BEGIN RECORDS SHOWN
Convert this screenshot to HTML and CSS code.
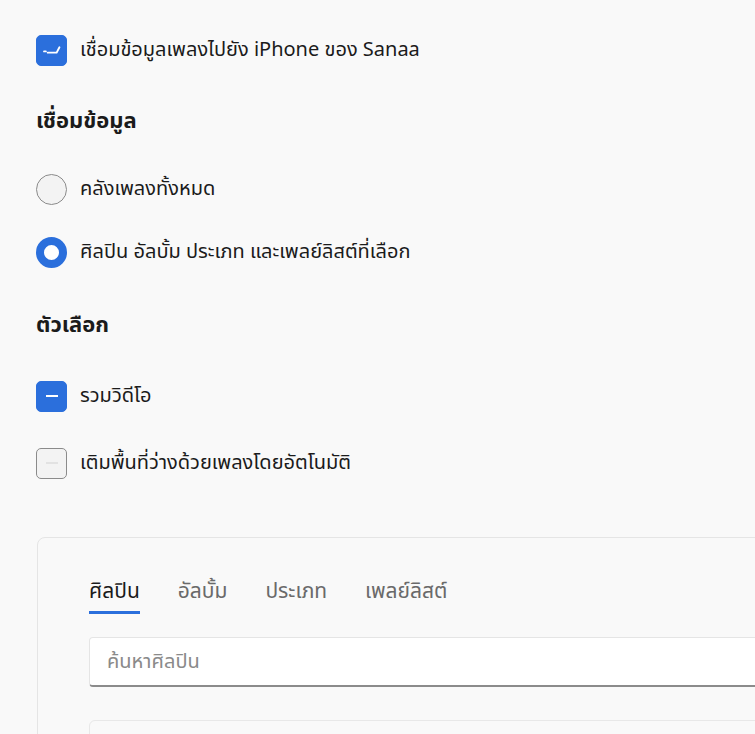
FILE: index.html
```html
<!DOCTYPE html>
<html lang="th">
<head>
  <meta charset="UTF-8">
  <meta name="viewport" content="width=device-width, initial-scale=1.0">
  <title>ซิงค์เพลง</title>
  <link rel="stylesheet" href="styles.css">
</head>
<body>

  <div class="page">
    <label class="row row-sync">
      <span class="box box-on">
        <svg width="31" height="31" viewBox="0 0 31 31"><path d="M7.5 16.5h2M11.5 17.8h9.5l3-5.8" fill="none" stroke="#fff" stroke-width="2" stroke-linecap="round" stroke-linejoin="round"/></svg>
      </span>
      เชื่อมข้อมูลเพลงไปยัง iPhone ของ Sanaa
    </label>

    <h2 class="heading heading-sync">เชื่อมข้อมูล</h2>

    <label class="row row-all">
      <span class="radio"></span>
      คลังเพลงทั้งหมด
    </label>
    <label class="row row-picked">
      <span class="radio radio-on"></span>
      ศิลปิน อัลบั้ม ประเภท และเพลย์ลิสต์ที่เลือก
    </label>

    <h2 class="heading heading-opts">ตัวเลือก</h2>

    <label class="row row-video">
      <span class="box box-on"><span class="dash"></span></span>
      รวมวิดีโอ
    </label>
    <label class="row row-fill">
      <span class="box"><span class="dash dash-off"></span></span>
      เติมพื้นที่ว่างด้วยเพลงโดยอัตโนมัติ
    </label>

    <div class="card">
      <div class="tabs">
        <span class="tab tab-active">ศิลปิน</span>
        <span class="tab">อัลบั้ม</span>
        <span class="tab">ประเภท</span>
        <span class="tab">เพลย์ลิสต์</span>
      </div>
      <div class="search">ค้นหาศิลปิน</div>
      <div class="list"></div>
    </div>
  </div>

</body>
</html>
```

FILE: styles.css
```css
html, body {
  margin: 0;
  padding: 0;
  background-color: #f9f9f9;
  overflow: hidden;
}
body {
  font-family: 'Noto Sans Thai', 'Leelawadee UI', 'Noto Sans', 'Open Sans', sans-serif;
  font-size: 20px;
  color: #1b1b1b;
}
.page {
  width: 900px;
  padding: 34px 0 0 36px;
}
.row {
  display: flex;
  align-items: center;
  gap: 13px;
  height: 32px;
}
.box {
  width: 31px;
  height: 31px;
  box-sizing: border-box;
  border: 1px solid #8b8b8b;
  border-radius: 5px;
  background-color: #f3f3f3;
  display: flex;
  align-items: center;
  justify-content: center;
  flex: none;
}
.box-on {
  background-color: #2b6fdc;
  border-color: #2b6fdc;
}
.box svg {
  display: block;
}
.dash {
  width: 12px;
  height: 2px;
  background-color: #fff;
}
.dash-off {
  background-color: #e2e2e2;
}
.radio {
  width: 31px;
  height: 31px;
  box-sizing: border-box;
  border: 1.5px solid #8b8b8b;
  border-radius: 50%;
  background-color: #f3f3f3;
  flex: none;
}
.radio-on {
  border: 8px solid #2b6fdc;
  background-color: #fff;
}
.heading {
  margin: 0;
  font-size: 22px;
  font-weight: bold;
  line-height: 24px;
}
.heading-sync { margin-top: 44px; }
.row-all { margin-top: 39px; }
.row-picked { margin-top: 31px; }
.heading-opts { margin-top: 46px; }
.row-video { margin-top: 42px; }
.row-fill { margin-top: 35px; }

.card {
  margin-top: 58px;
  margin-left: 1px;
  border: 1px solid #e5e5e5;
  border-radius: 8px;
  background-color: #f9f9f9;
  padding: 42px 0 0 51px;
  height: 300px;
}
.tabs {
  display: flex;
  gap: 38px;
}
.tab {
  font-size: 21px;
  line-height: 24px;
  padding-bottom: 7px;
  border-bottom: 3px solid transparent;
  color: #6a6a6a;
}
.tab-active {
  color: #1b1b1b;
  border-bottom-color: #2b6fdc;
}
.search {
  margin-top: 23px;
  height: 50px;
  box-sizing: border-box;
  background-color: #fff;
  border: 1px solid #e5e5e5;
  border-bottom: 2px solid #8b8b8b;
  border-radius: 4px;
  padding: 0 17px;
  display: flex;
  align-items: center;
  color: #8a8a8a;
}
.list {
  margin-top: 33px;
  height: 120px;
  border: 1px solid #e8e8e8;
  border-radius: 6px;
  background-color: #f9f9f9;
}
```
END RECORDS SHOWN
BEGIN RECORDS SHOWN
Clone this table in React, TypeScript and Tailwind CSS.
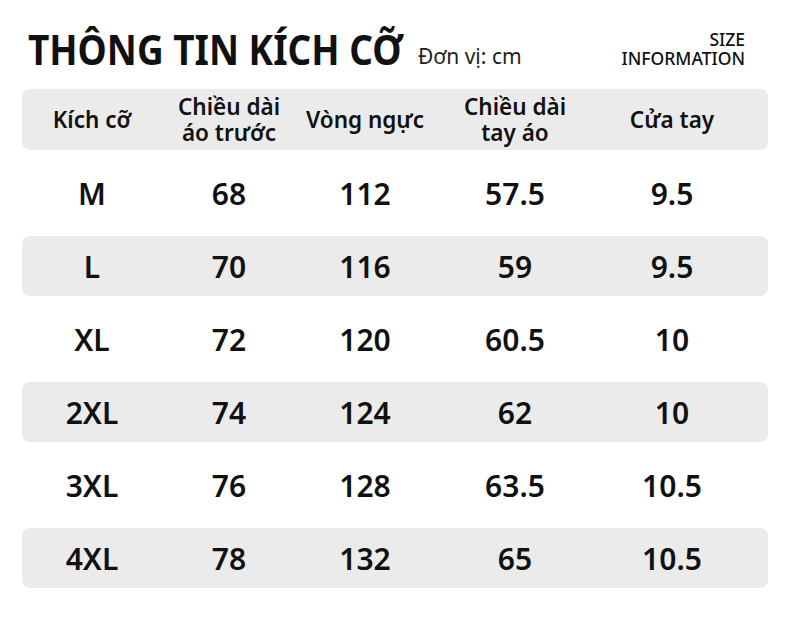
END RECORDS SHOWN
=== TO BE DONE ===
Return every line in the listing that contains the word "this".

=== WORKED ANSWER ===
Convert this screenshot to HTML and CSS code.
Clone this table in React, TypeScript and Tailwind CSS.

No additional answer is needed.